[Excerpt from a dataset]
===============
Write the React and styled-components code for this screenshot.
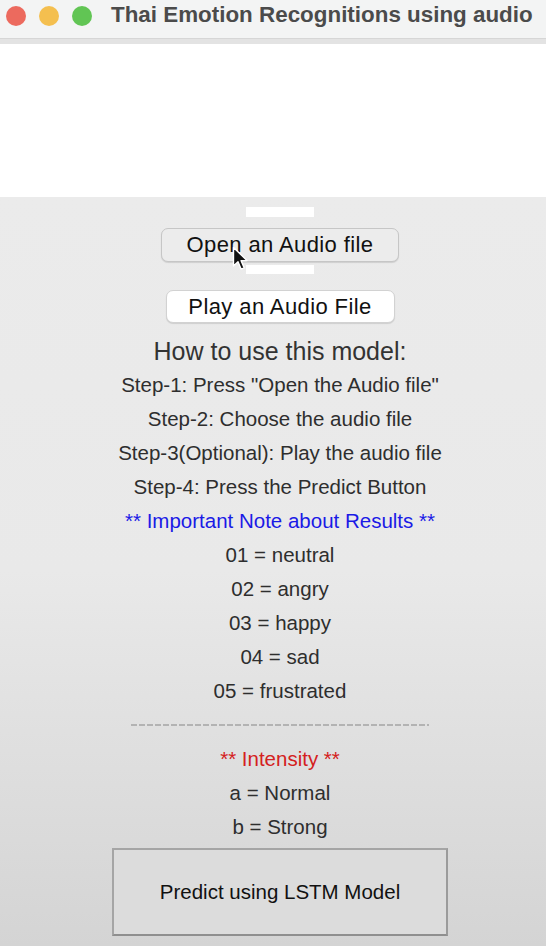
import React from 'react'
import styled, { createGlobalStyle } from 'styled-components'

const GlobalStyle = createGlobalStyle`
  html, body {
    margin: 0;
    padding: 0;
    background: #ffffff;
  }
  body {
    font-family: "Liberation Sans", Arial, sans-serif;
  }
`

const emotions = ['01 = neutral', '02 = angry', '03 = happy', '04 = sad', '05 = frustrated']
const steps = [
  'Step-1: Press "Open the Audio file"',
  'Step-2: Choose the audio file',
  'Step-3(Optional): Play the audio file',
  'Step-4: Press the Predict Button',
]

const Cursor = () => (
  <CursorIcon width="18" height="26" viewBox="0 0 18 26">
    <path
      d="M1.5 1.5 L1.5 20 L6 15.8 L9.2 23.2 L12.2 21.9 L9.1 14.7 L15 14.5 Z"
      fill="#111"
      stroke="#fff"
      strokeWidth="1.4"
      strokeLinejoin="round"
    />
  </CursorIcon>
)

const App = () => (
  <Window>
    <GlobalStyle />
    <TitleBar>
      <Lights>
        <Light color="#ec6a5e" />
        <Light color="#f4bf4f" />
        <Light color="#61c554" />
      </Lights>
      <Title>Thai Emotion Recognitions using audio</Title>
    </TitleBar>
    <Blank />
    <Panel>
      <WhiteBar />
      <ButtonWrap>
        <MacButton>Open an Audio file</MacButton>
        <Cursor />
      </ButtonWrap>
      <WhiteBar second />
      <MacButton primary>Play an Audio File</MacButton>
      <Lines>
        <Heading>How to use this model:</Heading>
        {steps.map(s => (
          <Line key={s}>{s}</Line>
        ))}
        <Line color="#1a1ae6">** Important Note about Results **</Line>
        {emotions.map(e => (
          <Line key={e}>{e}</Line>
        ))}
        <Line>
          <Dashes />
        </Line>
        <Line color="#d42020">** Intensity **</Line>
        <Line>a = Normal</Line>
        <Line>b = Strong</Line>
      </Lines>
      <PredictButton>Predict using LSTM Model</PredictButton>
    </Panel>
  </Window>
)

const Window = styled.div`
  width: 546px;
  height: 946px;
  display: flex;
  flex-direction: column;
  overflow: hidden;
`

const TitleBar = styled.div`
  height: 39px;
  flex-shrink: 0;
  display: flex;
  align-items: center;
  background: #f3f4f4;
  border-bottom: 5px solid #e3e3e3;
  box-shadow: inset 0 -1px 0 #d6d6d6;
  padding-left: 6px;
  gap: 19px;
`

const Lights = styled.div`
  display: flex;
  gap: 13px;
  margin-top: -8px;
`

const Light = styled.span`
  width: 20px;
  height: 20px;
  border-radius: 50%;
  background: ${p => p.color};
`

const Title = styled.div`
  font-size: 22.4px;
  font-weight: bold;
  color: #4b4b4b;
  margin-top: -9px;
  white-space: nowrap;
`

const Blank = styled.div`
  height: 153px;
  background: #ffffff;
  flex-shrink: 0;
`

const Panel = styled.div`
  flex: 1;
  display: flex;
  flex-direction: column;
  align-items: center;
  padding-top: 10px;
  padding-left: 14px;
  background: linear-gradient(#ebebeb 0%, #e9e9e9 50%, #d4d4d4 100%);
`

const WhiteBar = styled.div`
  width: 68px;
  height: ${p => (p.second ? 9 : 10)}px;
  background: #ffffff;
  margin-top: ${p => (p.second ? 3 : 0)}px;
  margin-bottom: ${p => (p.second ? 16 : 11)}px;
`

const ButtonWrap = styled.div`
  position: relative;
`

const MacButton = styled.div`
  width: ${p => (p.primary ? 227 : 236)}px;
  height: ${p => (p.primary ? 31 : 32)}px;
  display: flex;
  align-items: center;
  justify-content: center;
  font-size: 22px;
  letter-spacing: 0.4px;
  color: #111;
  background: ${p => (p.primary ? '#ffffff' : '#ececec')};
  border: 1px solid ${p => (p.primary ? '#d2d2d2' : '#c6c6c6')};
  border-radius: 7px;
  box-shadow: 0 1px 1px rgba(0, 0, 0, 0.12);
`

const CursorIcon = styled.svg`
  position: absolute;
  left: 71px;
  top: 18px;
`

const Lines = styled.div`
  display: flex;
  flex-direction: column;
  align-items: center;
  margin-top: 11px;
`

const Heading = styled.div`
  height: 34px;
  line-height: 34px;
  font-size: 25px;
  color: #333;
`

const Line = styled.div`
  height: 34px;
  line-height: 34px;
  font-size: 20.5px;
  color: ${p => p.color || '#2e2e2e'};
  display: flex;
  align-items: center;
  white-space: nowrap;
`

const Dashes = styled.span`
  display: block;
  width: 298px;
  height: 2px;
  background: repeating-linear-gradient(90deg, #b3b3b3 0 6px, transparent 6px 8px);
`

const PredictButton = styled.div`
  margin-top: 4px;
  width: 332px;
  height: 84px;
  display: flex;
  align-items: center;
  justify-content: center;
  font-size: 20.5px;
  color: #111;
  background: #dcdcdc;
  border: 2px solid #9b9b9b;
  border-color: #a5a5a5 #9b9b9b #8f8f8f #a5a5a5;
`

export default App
===============
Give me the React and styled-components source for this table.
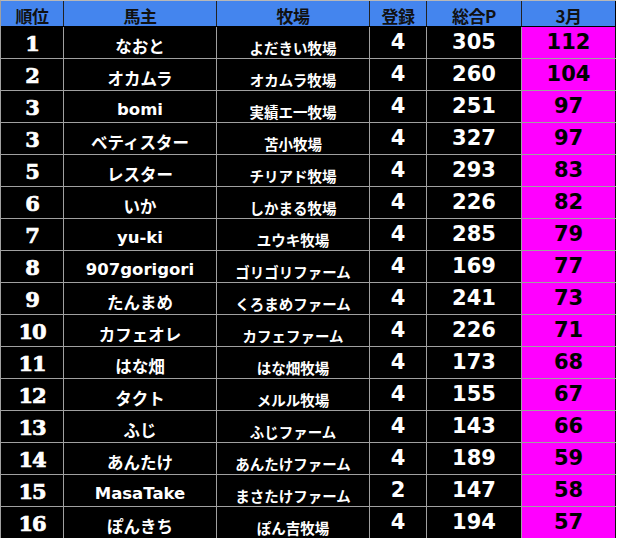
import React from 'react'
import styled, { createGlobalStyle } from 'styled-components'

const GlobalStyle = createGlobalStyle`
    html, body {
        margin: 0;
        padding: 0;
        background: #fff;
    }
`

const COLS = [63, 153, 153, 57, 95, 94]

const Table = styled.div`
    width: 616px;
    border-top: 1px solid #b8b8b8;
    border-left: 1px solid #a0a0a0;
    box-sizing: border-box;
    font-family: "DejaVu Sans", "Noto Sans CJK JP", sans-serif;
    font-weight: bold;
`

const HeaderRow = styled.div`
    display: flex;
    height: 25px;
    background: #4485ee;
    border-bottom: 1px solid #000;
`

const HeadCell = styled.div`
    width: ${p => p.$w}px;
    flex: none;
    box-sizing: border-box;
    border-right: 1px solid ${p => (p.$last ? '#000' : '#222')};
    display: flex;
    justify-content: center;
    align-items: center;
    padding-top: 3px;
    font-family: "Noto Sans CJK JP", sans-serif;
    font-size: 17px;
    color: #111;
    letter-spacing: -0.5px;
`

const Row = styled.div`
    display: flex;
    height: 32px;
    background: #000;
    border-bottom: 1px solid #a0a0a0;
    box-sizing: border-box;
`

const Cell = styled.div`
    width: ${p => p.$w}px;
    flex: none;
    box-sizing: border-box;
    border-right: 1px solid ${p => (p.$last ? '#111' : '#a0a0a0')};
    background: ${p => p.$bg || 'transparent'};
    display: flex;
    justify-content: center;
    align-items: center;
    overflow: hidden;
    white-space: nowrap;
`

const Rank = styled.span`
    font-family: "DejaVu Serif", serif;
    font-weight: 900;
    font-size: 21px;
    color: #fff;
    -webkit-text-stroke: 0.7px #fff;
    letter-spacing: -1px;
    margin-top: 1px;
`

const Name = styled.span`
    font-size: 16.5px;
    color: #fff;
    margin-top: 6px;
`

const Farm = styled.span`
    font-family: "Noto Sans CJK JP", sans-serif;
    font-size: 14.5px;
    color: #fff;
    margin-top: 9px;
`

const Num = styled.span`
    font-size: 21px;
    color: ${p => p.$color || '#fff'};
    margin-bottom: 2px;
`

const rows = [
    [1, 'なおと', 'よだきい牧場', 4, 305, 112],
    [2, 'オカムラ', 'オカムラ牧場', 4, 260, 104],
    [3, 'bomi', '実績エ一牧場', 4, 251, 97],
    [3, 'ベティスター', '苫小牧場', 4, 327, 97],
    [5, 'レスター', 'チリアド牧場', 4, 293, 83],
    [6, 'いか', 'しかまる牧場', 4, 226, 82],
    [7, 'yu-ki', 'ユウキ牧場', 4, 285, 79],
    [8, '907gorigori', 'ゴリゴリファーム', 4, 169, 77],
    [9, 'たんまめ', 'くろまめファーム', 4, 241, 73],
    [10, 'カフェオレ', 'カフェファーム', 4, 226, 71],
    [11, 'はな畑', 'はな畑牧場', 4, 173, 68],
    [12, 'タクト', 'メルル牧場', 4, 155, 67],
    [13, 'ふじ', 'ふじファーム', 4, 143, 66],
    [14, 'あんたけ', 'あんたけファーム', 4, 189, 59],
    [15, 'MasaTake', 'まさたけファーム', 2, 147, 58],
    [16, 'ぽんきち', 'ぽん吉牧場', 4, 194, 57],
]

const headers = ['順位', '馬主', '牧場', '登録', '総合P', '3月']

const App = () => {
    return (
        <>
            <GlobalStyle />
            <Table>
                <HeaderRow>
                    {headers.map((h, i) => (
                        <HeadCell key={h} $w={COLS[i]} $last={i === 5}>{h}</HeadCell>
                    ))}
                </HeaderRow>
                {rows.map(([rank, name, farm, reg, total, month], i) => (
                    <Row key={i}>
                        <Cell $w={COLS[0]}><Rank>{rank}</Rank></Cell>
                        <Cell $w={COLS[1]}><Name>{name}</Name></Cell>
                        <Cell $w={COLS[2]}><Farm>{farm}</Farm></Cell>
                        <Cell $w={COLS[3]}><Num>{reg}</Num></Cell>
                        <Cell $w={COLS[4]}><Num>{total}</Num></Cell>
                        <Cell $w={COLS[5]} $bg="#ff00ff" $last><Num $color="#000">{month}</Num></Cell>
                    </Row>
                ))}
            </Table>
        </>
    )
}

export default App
===============
Check each line above for the word "components" and give the number of lines that have it, nothing else.

4